Strategic clarity means that delivery objectives for the next 12-18 months are defined, capabilities are mapped to specific roles, and success metrics exist. Without this foundation, you’ll struggle to evaluate whether the team performs as expected.
Operational readiness determines how quickly new team members become productive: onboarding documentation that reflects current systems, automated environment setup, reliable CI/CD pipelines, and monitoring that covers critical paths. Teams lacking this infrastructure spend months getting new engineers up to speed, regardless of talent.
Software development process maturity provides the guardrails for consistent delivery: documented code-review standards, defined deployment procedures, incident response runbooks, and enforceable security requirements. These become essential as teams grow beyond informal coordination.
For organizations evaluating hybrid or nearshore models, additional verification is required: acceptable engineering vetting processes, disclosed attrition practices, adequate security certifications, aligned SLAs, and contract terms that support flexibility.
Expert Perspective From the Field
I’ve built teams that scaled smoothly and teams that collapsed under their own weight. The difference wasn’t talent or budget, it was whether we had clarity about what we were building before we started hiring.

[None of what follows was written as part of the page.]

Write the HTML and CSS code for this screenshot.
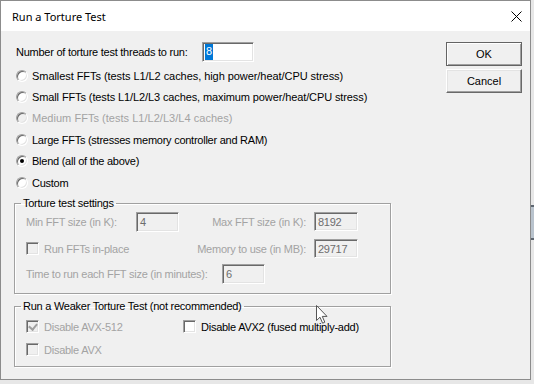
FILE: index.html
```html
<!DOCTYPE html>
<html>
<head>
<meta charset="utf-8">
<title>Run a Torture Test</title>
<link rel="stylesheet" href="styles.css">
</head>
<body>
<div class="window">
  <div class="titlebar">
    <span class="title">Run a Torture Test</span>
    <svg class="close" width="11" height="11" viewBox="0 0 11 11"><path d="M0.5 0.5L10.5 10.5M10.5 0.5L0.5 10.5" stroke="#000" stroke-width="1" fill="none"/></svg>
  </div>
  <div class="client">
    <div class="main">
      <div class="threads">
        <span class="threads-label">Number of torture test threads to run:</span>
        <div class="edit threads-edit"><span class="sel">8</span></div>
      </div>
      <div class="radios">
        <div class="radio-row wide1"><span class="radio"></span><span>Smallest FFTs (tests L1/L2 caches, high power/heat/CPU stress)</span></div>
        <div class="radio-row wide2"><span class="radio"></span><span>Small FFTs (tests L1/L2/L3 caches, maximum power/heat/CPU stress)</span></div>
        <div class="radio-row disabled wide3"><span class="radio"></span><span>Medium FFTs (tests L1/L2/L3/L4 caches)</span></div>
        <div class="radio-row"><span class="radio"></span><span>Large FFTs (stresses memory controller and RAM)</span></div>
        <div class="radio-row"><span class="radio checked"></span><span>Blend (all of the above)</span></div>
        <div class="radio-row"><span class="radio"></span><span>Custom</span></div>
      </div>
      <fieldset class="group settings">
        <legend>Torture test settings</legend>
        <div class="grid-row first">
          <span class="dim">Min FFT size (in K):</span>
          <div class="edit dis">4</div>
          <span class="dim right">Max FFT size (in K):</span>
          <div class="edit dis short">8192</div>
        </div>
        <div class="grid-row second">
          <label class="check-item span2 dim"><span class="check dis"></span>Run FFTs in-place</label>
          <span class="dim right">Memory to use (in MB):</span>
          <div class="edit dis short">29717</div>
        </div>
        <div class="time-row">
          <span class="dim time-label">Time to run each FFT size (in minutes):</span>
          <div class="edit dis">6</div>
        </div>
      </fieldset>
      <fieldset class="group weaker">
        <legend>Run a Weaker Torture Test (not recommended)</legend>
        <div class="check-row">
          <label class="check-item first-col dim"><span class="check dis checked"></span>Disable AVX-512</label>
          <label class="check-item"><span class="check"></span>Disable AVX2 (fused multiply-add)</label>
        </div>
        <div class="check-row second">
          <label class="check-item first-col dim"><span class="check dis"></span>Disable AVX</label>
        </div>
      </fieldset>
    </div>
    <div class="buttons">
      <button class="btn default">OK</button>
      <button class="btn">Cancel</button>
    </div>
  </div>
</div>
<svg class="cursor" width="13" height="20" viewBox="0 0 13 20"><path d="M0.5 0.5L0.5 15.5L4 12.2L6.6 18.2L8.8 17.2L6.3 11.4L11 11.4Z" fill="#fff" stroke="#555" stroke-width="1" stroke-linejoin="round"/></svg>
</body>
</html>
```
FILE: styles.css
```css
* { box-sizing: border-box; }
html, body { margin: 0; height: 100%; }
body {
  position: relative;
  overflow: hidden;
  background:
    linear-gradient(#5d6670, #5d6670) 531px 205px / 3px 2px no-repeat,
    linear-gradient(#b9c3cd, #b9c3cd) 531px 207px / 3px 31px no-repeat,
    linear-gradient(#5d6670, #5d6670) 531px 238px / 3px 2px no-repeat,
    #e7e7e7;
  font-family: "Liberation Sans", Arial, sans-serif;
  font-size: 11px;
  letter-spacing: -0.25px;
  color: #000;
}
.window {
  width: 531px;
  height: 380px;
  border: 1px solid #8c8c8c;
  background: #f0f0f0;
  display: flex;
  flex-direction: column;
}
.titlebar {
  height: 30px;
  flex: none;
  background: #fff;
  display: flex;
  align-items: center;
  justify-content: space-between;
  padding: 0 8px 0 11px;
  font-family: "Noto Sans", "Open Sans", sans-serif;
  font-size: 11px;
  letter-spacing: 0;
}
.close { display: block; }
.client {
  display: flex;
  padding: 11px 8px 0 13px;
  flex: 1;
}
.main { width: 377px; flex: none; }
.threads {
  display: flex;
  align-items: center;
  height: 20px;
  padding-left: 2px;
}
.threads-label { width: 186px; flex: none; }
.edit {
  height: 20px;
  width: 43px;
  flex: none;
  border: 1px solid;
  border-color: #a0a0a0 #ffffff #ffffff #a0a0a0;
  box-shadow: inset 1px 1px 0 #696969, inset -1px -1px 0 #e3e3e3;
  background: #fff;
  padding: 0 2px 0 3px;
  display: flex;
  align-items: center;
}
.threads-edit { width: 52px; padding-left: 2px; }
.sel {
  background: #0078d7;
  color: #fff;
  padding: 1px 1px 2px;
  line-height: 13px;
}
.edit.dis { background: #f0f0f0; color: #6d6d6d; }
.edit.short { width: 44px; height: 19px; }
.radios { margin-top: 3px; padding-left: 2px; }
.radio-row {
  height: 21.4px;
  display: flex;
  align-items: center;
}
.radio-row.wide1 { letter-spacing: -0.06px; }
.radio-row.wide2 { letter-spacing: -0.11px; }
.radio-row.wide3 { letter-spacing: 0.03px; }
.radio-row.disabled { color: #a3a3a3; }
.radio {
  position: relative;
  width: 12px;
  height: 12px;
  flex: none;
  margin-right: 4px;
  border-radius: 50%;
  background: #fff;
  border: 1px solid;
  border-color: #a0a0a0 #ffffff #ffffff #a0a0a0;
  box-shadow: inset 1px 1px 0 #696969, inset -1px -1px 0 #e3e3e3;
}
.disabled .radio { background: #f0f0f0; }
.radio.checked::after {
  content: "";
  position: absolute;
  left: 3px;
  top: 3px;
  width: 4px;
  height: 4px;
  border-radius: 50%;
  background: #000;
}
.group {
  margin: 0;
  min-width: 0;
  width: 377px;
  border: 1px solid #a0a0a0;
  box-shadow: inset 1px 1px 0 #fff, 1px 1px 0 #fff;
  padding: 0 0 0 6px;
}
.group legend {
  padding: 0 2px;
  line-height: 13px;
  height: 13px;
}
.settings { margin-top: 3.6px; height: 97px; }
.dim { color: #a3a3a3; }
.grid-row {
  display: grid;
  grid-template-columns: 110px 43px 135px 44px;
  align-items: center;
  height: 20px;
  padding-left: 5px;
}
.grid-row.first { margin-top: 2px; }
.grid-row.second { margin-top: 7px; }
.grid-row .right { text-align: right; padding-right: 8px; }
.span2 { grid-column: span 2; }
.time-row {
  display: flex;
  align-items: center;
  height: 20px;
  margin-top: 5px;
  padding-left: 5px;
}
.time-label { width: 196px; flex: none; }
.check-item { display: flex; align-items: center; }
.check {
  position: relative;
  width: 13px;
  height: 13px;
  flex: none;
  margin-right: 5px;
  background: #fff;
  border: 1px solid;
  border-color: #a0a0a0 #ffffff #ffffff #a0a0a0;
  box-shadow: inset 1px 1px 0 #696969, inset -1px -1px 0 #e3e3e3;
}
.check.dis { background: #f0f0f0; }
.check.checked::after {
  content: "";
  position: absolute;
  left: 2px;
  top: 1px;
  width: 4px;
  height: 6px;
  border: solid #a0a0a0;
  border-width: 0 2px 2px 0;
  transform: translate(1px, 0) rotate(40deg);
}
.weaker { margin-top: 6px; height: 67px; }
.check-row {
  display: flex;
  align-items: center;
  height: 16px;
  margin-top: 6px;
  padding-left: 5px;
}
.check-row.second { margin-top: 7px; }
.first-col { width: 157px; flex: none; }
.buttons {
  margin-left: auto;
  display: flex;
  flex-direction: column;
  gap: 3px;
}
.btn {
  width: 76px;
  height: 24px;
  margin: 0;
  padding: 0;
  font: inherit;
  letter-spacing: 0;
  color: #000;
  background: #f0f0f0;
  border: 1px solid;
  border-color: #ffffff #696969 #696969 #ffffff;
  box-shadow: inset -1px -1px 0 #a0a0a0, inset 1px 1px 0 #e3e3e3;
}
.btn.default {
  border-color: #646464;
  box-shadow: inset 1px 1px 0 #fff, inset -1px -1px 0 #a0a0a0;
}
.cursor { position: absolute; left: 316px; top: 305px; }
```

Team building isn’t a staffing exercise. It’s an architectural decision that compounds over time. The choices you make about structure, sourcing, and operational practices either create virtuous cycles of delivery and retention, or they drain capacity from every sprint.
If you’re considering external partners, understand this: no partner can paper over completely missing foundations. But the right one will help you build them by tightening documentation standards, improving CI/CD, and shaping governance so external and internal engineers can actually be productive together. The right team structure isn’t the one that looks best on paper. It’s the one that delivers your outcomes sustainably.